The Working for Victoria program was developed by the Victorian Government to grow Victorian employment during the Covid‑19 economic downturn and to deliver additional homelessness workers. The program funded around 130 additional positions for a six‑month period, mostly in entry level roles, and provided much needed extra capacity. Many of the workers continued to be employed in the sector following the completion of the program. A more recent initiative has sought to replicate this success, but by supporting job seekers into existing vacancies rather than additional roles. This has worked less well, but ongoing dialogue means we remain hopeful of developing a new internship program for final year students from relevant courses to take up paid roles in the specialist homelessness sector.

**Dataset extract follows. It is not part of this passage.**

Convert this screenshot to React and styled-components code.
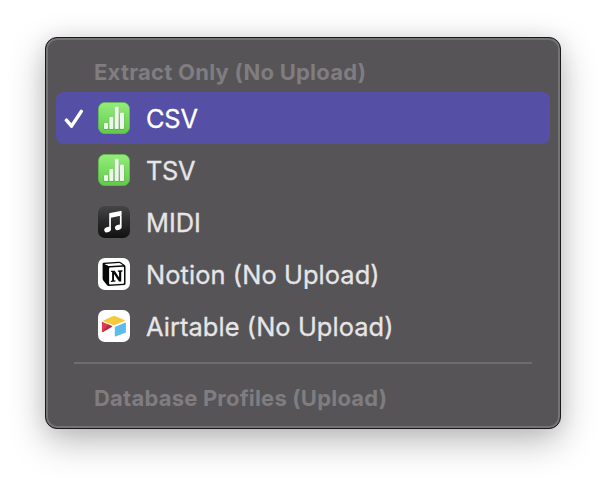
import React from 'react';
import styled, { createGlobalStyle } from 'styled-components';

const GlobalStyle = createGlobalStyle`
  * { box-sizing: border-box; }
  body { margin: 0; background: #fff; overflow: hidden; }
`;

const Page = styled.main`
  width: 606px;
  height: 482px;
  padding: 37px 45px 53px;
  font-family: Inter, "Liberation Sans", sans-serif;
`;

const Menu = styled.div`
  height: 392px;
  padding: 15px 10px 0;
  border: 1px solid #19181c;
  border-radius: 12px;
  background: #565457;
  box-shadow: inset 0 0 0 2px #747474, 0 12px 36px rgba(0, 0, 0, 0.28), 0 0 20px rgba(0, 0, 0, 0.07);
`;

const Heading = styled.div`
  height: 39px;
  padding-left: 38px;
  color: #7f7d80;
  font-size: 22px;
  font-weight: 700;
  line-height: 39px;
  letter-spacing: ${(p) => p.$tracking}px;
  white-space: nowrap;
`;

const Item = styled.div`
  display: flex;
  align-items: center;
  height: 52px;
  padding-left: 8px;
  border-radius: 8px;
  color: ${(p) => (p.$selected ? '#fff' : '#e6e5e7')};
  background: ${(p) => (p.$selected ? '#554fa6' : 'transparent')};
`;

const CheckSlot = styled.span`
  width: 34px;
  height: 32px;
  flex: none;
`;

const Icon = styled.svg`
  display: block;
  width: 32px;
  height: 32px;
  flex: none;
`;

const Label = styled.span`
  margin: 2px 0 0 16px;
  font-size: 25.4px;
  line-height: 32px;
  letter-spacing: ${(p) => p.$tracking}px;
  -webkit-text-stroke: 0.3px currentColor;
  white-space: nowrap;
`;

const Divider = styled.hr`
  height: 2px;
  margin: 10px 18px 15px;
  border: 0;
  background: #6e6c6f;
`;

function Check() {
  return (
    <svg width="20" height="32" viewBox="0 0 20 32" fill="none">
      <path d="M2.4 18.2 7.5 24.1 17.3 9.4" stroke="#fff" strokeWidth="3.5" strokeLinecap="round" strokeLinejoin="round" />
    </svg>
  );
}

function NumbersIcon() {
  return (
    <Icon viewBox="0 0 32 32">
      <defs>
        <linearGradient id="green" x2="0" y2="1">
          <stop stopColor="#94ed7b" />
          <stop offset="1" stopColor="#61ca49" />
        </linearGradient>
      </defs>
      <rect x=".4" y=".4" width="31.2" height="31.2" rx="6.5" fill="url(#green)" stroke="#62bb50" strokeWidth=".8" />
      <g fill="#338d27" opacity=".35" transform="translate(0 .5)">
        <rect x="5.6" y="20.9" width="4.8" height="6.6" rx="1" />
        <rect x="10.9" y="14.8" width="4.8" height="12.7" rx="1" />
        <rect x="16.3" y="4.8" width="4.8" height="22.7" rx="1" />
        <rect x="21.6" y="10.8" width="4.8" height="16.7" rx="1" />
      </g>
      <g fill="#f0f3f0">
        <rect x="6" y="21" width="4" height="6.1" rx=".8" />
        <rect x="11.3" y="14.9" width="4" height="12.2" rx=".8" />
        <rect x="16.7" y="4.8" width="4" height="22.3" rx=".8" />
        <rect x="22" y="10.8" width="4" height="16.3" rx=".8" />
      </g>
    </Icon>
  );
}

function MusicIcon() {
  return (
    <Icon viewBox="0 0 32 32">
      <defs>
        <linearGradient id="black" x2="0" y2="1">
          <stop stopColor="#454446" />
          <stop offset=".5" stopColor="#29292a" />
          <stop offset="1" stopColor="#111112" />
        </linearGradient>
      </defs>
      <rect width="32" height="32" rx="7" fill="url(#black)" />
      <g fill="#fff">
        <path d="M11.2 8.1q0-.8.8-1l10.7-2.2q.9-.2.9.7v4L12.9 11.8v11.4h-1.7zM21.9 7h1.7v13.6h-1.7z" />
        <ellipse cx="9.6" cy="23.7" rx="3.4" ry="2.6" transform="rotate(-23 9.6 23.7)" />
        <ellipse cx="20.3" cy="21.3" rx="3.4" ry="2.6" transform="rotate(-23 20.3 21.3)" />
      </g>
    </Icon>
  );
}

function NotionIcon() {
  return (
    <Icon viewBox="0 0 32 32">
      <rect width="32" height="32" rx="7" fill="#fff" />
      <path d="M4.6 5.8q0-1 1-1.1L20.8 3.8q1.3-.1 2.3.7l3.5 2.6q.9.7.9 1.7v16.9q0 1.3-1.3 1.4L11 28q-1.3.1-2.1-.9L5.3 22.6q-.7-.9-.7-2z" fill="#090909" />
      <path d="M6.9 6 21 5.1q.9-.1 1.5.4L24.9 7.2 11.4 8.1q-1 .1-1.7-.5L6.7 6.3z" fill="#fff" />
      <path d="M11.1 10.5q0-.9.9-1L25.1 8.7q.9-.1.9.8v15.2q0 .9-.9 1L12 26.5q-.9.1-.9-.8z" fill="#fff" />
      <path d="M12.9 12.7h3.8l4.4 6.9v-5.6l-1.3-.4v-1l4.6-.3v1.1l-1.2.5v9.5l-2.2.2-5-7.6v6.2l1.5.4v1l-4.6.3v-1l1.2-.5v-8.3l-1.2-.4z" fill="#090909" />
    </Icon>
  );
}

function AirtableIcon() {
  return (
    <Icon viewBox="0 0 32 32">
      <rect width="32" height="32" rx="7" fill="#fff" />
      <path d="M5.4 10.4 15.2 6q.8-.3 1.6 0l9.8 4.1q.7.4 0 .8L17 15.1q-1 .3-1.9 0l-9.7-3.9q-.7-.4 0-.8z" fill="#f6c93d" />
      <path d="M17.2 16.7 27.4 12.6q.5-.1.5.5v8.9q0 .6-.5.8l-10 3.6q-.6.2-.6-.5v-8.5q0-.5.4-.7z" fill="#5dbceb" />
      <path d="M3.9 12.4q0-.8.8-.4l9.2 3.9q.8.5.1.9L4.8 21.9q-.9.4-.9-.5z" fill="#dc3d50" />
      <path d="m4.1 21.8 6.3-7.3 3.5 1.4q.8.5.1.9L4.8 21.9q-.4.2-.7-.1z" fill="#b72d40" />
    </Icon>
  );
}

const items = [
  { label: 'CSV', icon: NumbersIcon, selected: true, tracking: -0.2 },
  { label: 'TSV', icon: NumbersIcon, tracking: -0.3 },
  { label: 'MIDI', icon: MusicIcon, tracking: 0 },
  { label: 'Notion (No Upload)', icon: NotionIcon, tracking: 0.09 },
  { label: 'Airtable (No Upload)', icon: AirtableIcon, tracking: 0.08 },
];

export default function App() {
  return (
    <>
      <GlobalStyle />
      <Page>
        <Menu role="menu">
          <Heading $tracking={0.24}>Extract Only (No Upload)</Heading>
          {items.map(({ label, icon: Glyph, selected, tracking }) => (
            <Item key={label} role="menuitemradio" aria-checked={!!selected} $selected={selected}>
              <CheckSlot>{selected && <Check />}</CheckSlot>
              <Glyph />
              <Label $tracking={tracking}>{label}</Label>
            </Item>
          ))}
          <Divider />
          <Heading $tracking={0.2}>Database Profiles (Upload)</Heading>
        </Menu>
      </Page>
    </>
  );
}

The Covid‑19 pandemic demonstrated the enormity of what can be achieved when governments choose to act. Higher income support, more social housing investment, new Housing First programs, better protections for renters, targeted health programs to meet the needs of vulnerable people, and more emergency accommodation all meant that, during the peak of Victoria’s Covid‑19 pandemic, the homelessness landscape was radically transformed. In Victoria, this radically different landscape also included incredible collaboration and innovation from homelessness services in partnership with government, immense effort and care from the homelessness workforce, and incredible adaptability and resourcefulness from people accessing homelessness services.

As we move into a new era where the peak of the pandemic has passed, only some of these programs have endured, but the knowledge of what we achieved and learnt together remains. We can take these insights into our ongoing efforts to end homelessness for good.